The next PC lineup:
Player 1 = fighter, fighter (new)
Player 2 = thief (new), magic-user (detect magic)
Player 3 = magic-user (magic missile), magic-user (sleep)
Note: the below is an overview of how the adventure went. I’m leaving out a lot of little details.
The PCs re-entered the dungeon, walked up the entry corridor, and again opened the west secret door (the spike holding it open was gone, now). They followed their previous path part way, and then went through a door they had only opened and looked beyond before.
They ended up in room 21 — the meeting room with lots of benches — but it was empty of monsters and treasure. They spent a lot of time searching around in there, but there was nothing to find.
They left that room and walked back the other direction, going round and round the spiral, until they came to the center, where a single ghoul was waiting to pounce on them.
I was looking forward to this ghoul encounter. Three attacks and paralysis — I knew it was going to make things interesting. But:
Round one: party wins initiative. Fighter kills ghoul with one shot. Combat over.
<sigh> Using the stats in the book, the ghoul only had 6 hit points even though it had 2 hit dice. But at least I placed some treasure in the ghoul’s “nest.” Among the module’s treasure list is a silver mirror and a crystal goblet.
By the book, the mirror is “of exceptional quality” and valued at 90gp, and the goblet is 15gp. Because I wanted more treasure in this adventure, I upped the values to 400gp and 250gp respectively.
The module text doesn’t give the mirror a size, so I, just off the cuff, described it as two feet by three feet (thinking of a mirror hanging in our home). The Players discussed the treasure and figured it was unlikely these fragile treasures would survive dungeon exploration and combat, so they decided to take them out of the dungeon. I don’t blame them — this was their first real valuable treasure. They didn’t want to take the chance of loosing the gold and xp.
So the party backtracked their way out of the dungeon. It was almost 11:00 at night, so I called the game session at that point. We all gathered our gaming stuff and got up from the table to move to the living room for our regular after-game gab session.
The subject came up that we might try D&D 4th edition next week. There was a couple of mentions that this Basic D&D game session had been fun, but I could tell no one was really excited by the game. It seemed to be an interesting game to try, but not interesting enough to continue.
I don’t really blame the Players for feeling that way. I mean, it was bad luck that they ended up spending all their time basically just wandering the bare halls of the dungeon. In an email a few days later, one of the Players asked if the dungeon had any set monsters and treasure, or if it was just a big dungeon with wandering monsters.
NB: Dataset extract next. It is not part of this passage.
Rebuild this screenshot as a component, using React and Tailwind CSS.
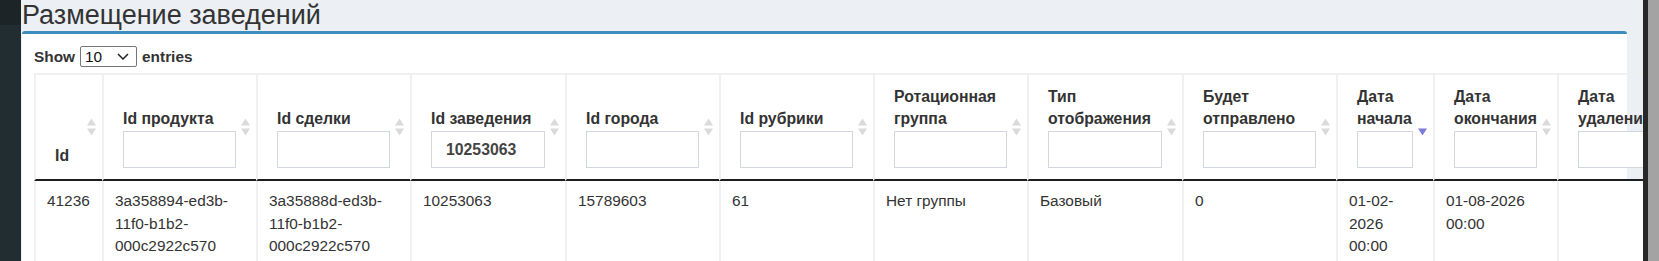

It’s a big dungeon with pre-set monsters and treasures in specific rooms/corridors. There are almost 40 rooms on that first level of the dungeon — you found 3 of them. Through no fault or bad decision on your part, the direction you went through that secret door (which is a one-way door, so it was good for you that you spiked it open) took you to the “maze area” of the dungeon where it’s mostly just long corridors and random wandering monsters. Bad luck.
Had you discovered and gone through the secret door on the other side of that entry corridor (or gone straight ahead), you would have found lots of rooms with set monsters and treasures. Bad luck.
I had spent a couple of hours reading over that module, deciding on and placing monsters and treasures, and through just pure bad luck, they encountered one placed monster and treasure.
Well, at least I didn’t have to describe a lot of rooms to them — finding and reading room descriptions from the wall of text can be difficult. This is a problem I have with many old classic modules — back before boxed text came into use. Check out this typical page from B1:
So I’m disappointed. Not in the game or in the module, but just that my first (and now probably only) chance to run a Basic D&D game for my group turned out so relatively boring, just because of the direction through the dungeon the PCs ended up taking (through no fault or mistake on the Players’ part). I would have loved to play through the whole dungeon — I see, now, that’s really the only way to get a true feel for classic D&D. A one-game session shot just isn’t enough.
Although, had the PCs gone a different way, and discovered some of the rooms and monsters and treasures, I’m sure the Players would have been excited enough to continue another game session.